L’entreprise Prosegur a été fondée en 1976, en Espagne. Elle est implantée en France depuis plus de 30 ans et se veut l’un des leaders mondiaux de la sécurité privée. Elle a conquis une importante part du marché des transports de fonds en France. Revendiquant un chiffre d’affaires de plus de 2 milliards d’euros, Prosegur est une société solide, dont on peut penser qu’elle ne risquerait pas à la légère un conflit social.
C’est sans compter sur le mépris dont fait preuve la direction de l’entreprise envers ses salariés, en Rhône-Alpes. En effet, celle-ci a décidé de rectifier unilatéralement une « erreur de calcul » : une prime intégrée sur le calcul des congés payés devait, selon elle, ne plus l’être. Une « erreur » qui durait tout de même depuis plus de 20 ans et qui a été rectifiée... sans prévenir les salariés concernés ! Résultat : plusieurs centaines d’euros ont été supprimés sur les fiches de paie des convoyeurs de fonds, au moment des vacances. Il semble que le « numéro 3 mondial de la sécurité privée » n’ait pas les moyens de payer quelques timbres pour, au minimum, prévenir ses salariés qu’ils allaient perdre en moyenne 300 euros.

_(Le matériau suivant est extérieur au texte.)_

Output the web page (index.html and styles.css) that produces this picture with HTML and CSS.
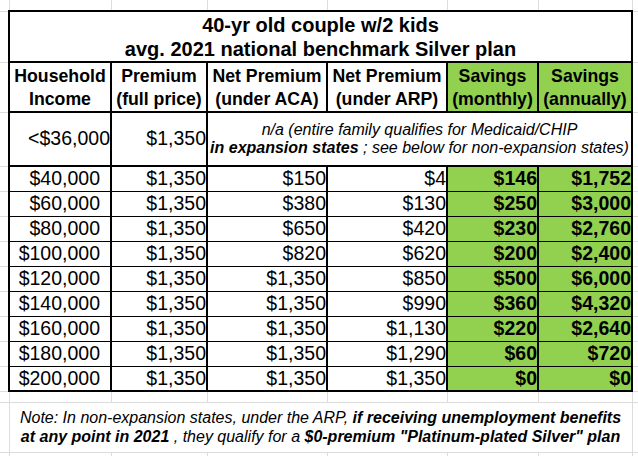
FILE: index.html
```html
<!DOCTYPE html>
<html lang="en">
<head>
<meta charset="utf-8">
<title>ACA vs ARP premiums</title>
<link rel="stylesheet" href="styles.css">
</head>
<body>
<table class="sheet">
  <colgroup>
    <col class="c-gut"><col class="c-a"><col class="c-b"><col class="c-c"><col class="c-d"><col class="c-e"><col class="c-f"><col class="c-end">
  </colgroup>
  <tr class="r-top"><td class="gut"></td><td></td><td></td><td></td><td></td><td></td><td></td><td></td></tr>
  <tr class="r-title">
    <td class="gut"></td>
    <td colspan="6" class="t title">40-yr old couple w/2 kids<br>avg. 2021 national benchmark Silver plan</td>
    <td></td>
  </tr>
  <tr class="r-head">
    <td class="gut"></td>
    <th class="t">Household<br>Income</th>
    <th class="t">Premium<br>(full price)</th>
    <th class="t">Net Premium<br>(under ACA)</th>
    <th class="t">Net Premium<br>(under ARP)</th>
    <th class="t green">Savings<br>(monthly)</th>
    <th class="t green">Savings<br>(annually)</th>
    <td></td>
  </tr>
  <tr class="r-na">
    <td class="gut"></td>
    <td class="t num">&lt;$36,000</td>
    <td class="t num">$1,350</td>
    <td colspan="4" class="t na">n/a (entire family qualifies for Medicaid/CHIP<br><b>in expansion states</b> ; see below for non-expansion states)</td>
    <td></td>
  </tr>
  <tr class="r-data"><td class="gut"></td><td class="t num inc">$40,000</td><td class="t num">$1,350</td><td class="t num">$150</td><td class="t num">$4</td><td class="t num green b">$146</td><td class="t num green b">$1,752</td><td></td></tr>
  <tr class="r-data"><td class="gut"></td><td class="t num inc">$60,000</td><td class="t num">$1,350</td><td class="t num">$380</td><td class="t num">$130</td><td class="t num green b">$250</td><td class="t num green b">$3,000</td><td></td></tr>
  <tr class="r-data"><td class="gut"></td><td class="t num inc">$80,000</td><td class="t num">$1,350</td><td class="t num">$650</td><td class="t num">$420</td><td class="t num green b">$230</td><td class="t num green b">$2,760</td><td></td></tr>
  <tr class="r-data"><td class="gut"></td><td class="t num inc">$100,000</td><td class="t num">$1,350</td><td class="t num">$820</td><td class="t num">$620</td><td class="t num green b">$200</td><td class="t num green b">$2,400</td><td></td></tr>
  <tr class="r-data"><td class="gut"></td><td class="t num inc">$120,000</td><td class="t num">$1,350</td><td class="t num">$1,350</td><td class="t num">$850</td><td class="t num green b">$500</td><td class="t num green b">$6,000</td><td></td></tr>
  <tr class="r-data"><td class="gut"></td><td class="t num inc">$140,000</td><td class="t num">$1,350</td><td class="t num">$1,350</td><td class="t num">$990</td><td class="t num green b">$360</td><td class="t num green b">$4,320</td><td></td></tr>
  <tr class="r-data"><td class="gut"></td><td class="t num inc">$160,000</td><td class="t num">$1,350</td><td class="t num">$1,350</td><td class="t num">$1,130</td><td class="t num green b">$220</td><td class="t num green b">$2,640</td><td></td></tr>
  <tr class="r-data"><td class="gut"></td><td class="t num inc">$180,000</td><td class="t num">$1,350</td><td class="t num">$1,350</td><td class="t num">$1,290</td><td class="t num green b">$60</td><td class="t num green b">$720</td><td></td></tr>
  <tr class="r-data last"><td class="gut"></td><td class="t num inc">$200,000</td><td class="t num">$1,350</td><td class="t num">$1,350</td><td class="t num">$1,350</td><td class="t num green b">$0</td><td class="t num green b">$0</td><td></td></tr>
  <tr class="r-gap"><td class="gut"></td><td></td><td></td><td></td><td></td><td></td><td></td><td></td></tr>
  <tr class="r-note">
    <td class="gut"></td>
    <td colspan="6" class="note">Note: In non-expansion states, under the ARP, <b>if receiving unemployment benefits</b><br><b>at any point in 2021</b> , they qualify for a <b>$0-premium "Platinum-plated Silver" plan</b></td>
    <td></td>
  </tr>
  <tr class="r-bot"><td class="gut"></td><td></td><td></td><td></td><td></td><td></td><td></td><td></td></tr>
</table>
</body>
</html>
```

FILE: styles.css
```css
html, body {
  margin: 0;
  padding: 0;
  background: #fff;
  overflow: hidden;
}

.sheet {
  border-collapse: collapse;
  table-layout: fixed;
  width: 638px;
  font-family: "Liberation Sans", Arial, sans-serif;
  color: #000;
}

.c-gut { width: 9px; }
.c-a { width: 102px; }
.c-b { width: 96px; }
.c-c { width: 120px; }
.c-d { width: 120px; }
.c-e { width: 91px; }
.c-f { width: 94px; }
.c-end { width: 6px; }

.sheet td,
.sheet th {
  border: 1px solid #dcdcdc;
  padding: 0;
  overflow: hidden;
  white-space: nowrap;
}

.sheet .gut { border-left: none; }
.r-top td { border-top: none; }

.r-top { height: 11px; }
.r-title { height: 51px; }
.r-head { height: 50px; }
.r-na { height: 54px; }
.r-data { height: 25px; }
.r-gap { height: 11px; }
.r-note { height: 50px; }
.r-bot { height: 20px; }

.sheet .t {
  border: 2px solid #000;
}

.r-data .t {
  border-top-width: 1px;
  border-bottom-width: 1px;
}

.r-data.last .t {
  border-bottom-width: 2px;
}

.title {
  font-size: 20px;
  font-weight: 700;
  line-height: 24px;
  text-align: center;
  vertical-align: middle;
  padding-top: 3px;
}

.r-head th {
  font-size: 17.7px;
  font-weight: 700;
  line-height: 23px;
  text-align: center;
  vertical-align: middle;
  padding-top: 2px;
}

.green {
  background: #92d050;
}

.num {
  font-size: 19.5px;
  line-height: 1;
  text-align: right;
  vertical-align: middle;
  padding-right: 4px;
}

.num.inc {
  padding-right: 10px;
}

.num.b {
  font-weight: 700;
}

.na {
  font-size: 16px;
  font-style: italic;
  line-height: 18.5px;
  text-align: center;
  vertical-align: middle;
  padding-top: 4px;
}

.note {
  font-size: 16px;
  font-style: italic;
  line-height: 19.5px;
  text-align: center;
  vertical-align: middle;
}
```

Une décision unilatérale et illégale, dans la mesure où cette pratique d’intégration des primes était constante depuis plus de 20 ans et avait donc acquis la force d’un « usage d’entreprise », selon le Code du travail. Elle aurait dû être dénoncée au moins six mois à l’avance, avec information préalable de tous les salariés concernés. Procédure obligatoire dont la direction de l’entreprise s’est généreusement dispensée.
Face à cette attaque sournoise, les salariés ne se sont pas laissé faire. A l’appel des syndicats CGT et SUD, ils se sont mis en grève illimitée pour défendre leurs droits. D’entrée de jeu, le conflit a été marqué par la morgue de la direction, décidée à passer en force et à n’ouvrir aucune négociation avec les salariés.

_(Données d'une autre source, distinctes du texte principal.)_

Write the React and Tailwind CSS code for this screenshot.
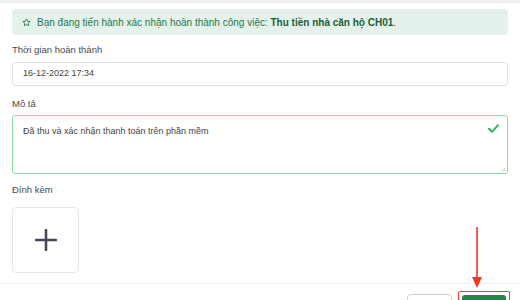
import React from 'react'

function Star() {
  return (
    <svg width="9" height="9" viewBox="0 0 24 24" fill="none" stroke="currentColor" strokeWidth="2.4" strokeLinejoin="round" className="mr-1.5 shrink-0">
      <path d="M12 2.5l2.9 6.2 6.7.7-5 4.6 1.4 6.7L12 17.3l-6 3.4 1.4-6.7-5-4.6 6.7-.7z" />
    </svg>
  )
}

export default function App() {
  return (
    <div className="relative h-[300px] w-[520px] overflow-hidden bg-white text-[10px] text-[#4a4a4a]" style={{ fontFamily: '"Liberation Sans", Arial, sans-serif' }}>
      <div className="h-[3px] bg-[#eeeeee]" />

      <div className="px-3 pt-[6px]">
        <div className="flex h-[26px] items-center rounded bg-[#e5f1eb] px-[10px] text-[#237a47]">
          <Star />
          <span>
            Bạn đang tiến hành xác nhận hoàn thành công việc: <b className="font-bold text-[#1b5e37]">Thu tiền nhà căn hộ CH01</b>.
          </span>
        </div>

        <div className="mt-[9px] text-[9.5px] leading-[12px]">Thời gian hoàn thành</div>
        <div className="mt-[6px] flex h-[24px] items-center rounded-[3px] border border-[#e0e0e0] px-[10px] text-[9px] text-[#444]">
          16-12-2022 17:34
        </div>

        <div className="mt-[12px] text-[9.5px] leading-[12px]">Mô tả</div>
        <div className="relative mt-[5px] h-[59px] rounded-[3px] border border-[#86dfa6] px-[10px] pt-[9px] text-[9px] text-[#444]">
          Đã thu và xác nhận thanh toán trên phần mềm
          <svg className="absolute right-[8px] top-[8px]" width="11" height="9" viewBox="0 0 11 9" fill="none" stroke="#2fb35c" strokeWidth="2" strokeLinecap="round" strokeLinejoin="round">
            <path d="M1 4.8l3 3L10 1.2" />
          </svg>
          <svg className="absolute bottom-[1px] right-[1px]" width="5" height="5" viewBox="0 0 5 5" stroke="#b5b5b5" strokeWidth="0.8">
            <path d="M0.5 4.5L4.5 0.5M2.5 4.5L4.5 2.5" />
          </svg>
        </div>

        <div className="mt-[10px] text-[9.5px] leading-[12px]">Đính kèm</div>
        <div className="mt-[11px] flex h-[66px] w-[67px] items-center justify-center rounded-[4px] border border-[#e6e6e6]">
          <svg width="22" height="22" viewBox="0 0 22 22" stroke="#48455e" strokeWidth="2.6" strokeLinecap="round">
            <path d="M11 1v20M1 11h20" />
          </svg>
        </div>
      </div>

      <div className="mt-[10px] h-px bg-[#eeeeee]" />
      <div className="flex items-start justify-end gap-[6px] pr-[10px] pt-[7px]">
        <div className="mt-[3px] h-[20px] w-[45px] rounded-[4px] border border-[#cfcfcf] bg-white" />
        <div className="rounded-[2px] border border-[#ef3b2c] p-[3px]">
          <div className="h-[20px] w-[44px] rounded-[3px] bg-[#23874a]" />
        </div>
      </div>

      <svg className="absolute left-[471px] top-[227px]" width="12" height="63" viewBox="0 0 12 63">
        <path d="M6 0v52" stroke="#ee3a24" strokeWidth="1.6" />
        <path d="M1 50h10L6 61z" fill="#ee3a24" />
      </svg>
    </div>
  )
}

Ceux-ci ne s’en sont pas laissé compter. Ils ont organisé des piquets de grève devant les dépôts de Lyon, Saint-Étienne, Valence et La Talaudière (Loire). Plus un camion ne sortait. A tel point que les distributeurs automatiques de billets de la région menaçaient d’être tous vides.
Choisissant la voie de l’intimidation judiciaire, la direction a attaqué les convoyeurs devant le tribunal de grande instance pour faire déclarer les piquets illégaux et, ainsi, briser le mouvement. Sans même attendre le résultat du jugement, le préfet a fait intervenir les forces de police pour dégager les piquets.
Patatras ! Au grand désespoir du patron et du préfet, le tribunal a déclaré légale la grève des convoyeurs. Les policiers ont dû quitter les lieux l’oreille basse. Cette déconvenue judiciaire n’a pas empêché la direction de faire assigner en justice à deux nouvelles reprises les grévistes de Lyon et Saint-Étienne. Mais à chaque fois, la justice a donné raison aux salariés.
Déçu par la justice publique, le patron a eu recours à la justice privée. Le 1er octobre au matin, les grévistes du site de Lyon ont vu débarquer une trentaine de vigiles privés venus évacuer le piquet de grève. Si vous en avez les moyens, vous pouvez donc vous payer votre propre police, quand celle de la République vous lâche. Formidable non ? Mais les salariés en lutte ne se sont pas laissé faire – et le piquet est resté en place.
Cet acharnement a eu lieu alors même que l’un des salariés grévistes a été tué, fauché par un accident de la route aux abords du piquet de grève. Mais on a beaucoup moins parlé du décès de ce travailleur que de la devenue célèbre chemise déchirée d’un certain DRH.
Finalement, après 35 jours de grève, le mouvement s’est terminé sur une victoire partielle. Certains jours de grève seront payés et les sommes perdues, suite au nouveau calcul des congés payés, seront partiellement compensées par une augmentation de prime. La dureté du conflit, où la direction a fait feu de tout bois pour briser le mouvement et a repoussé pendant des semaines toute négociation, est symptomatique du durcissement de la lutte des classes en cette période de crise du capitalisme. Face aux attaques patronales, la détermination et l’organisation des travailleurs seront toujours leurs meilleures armes.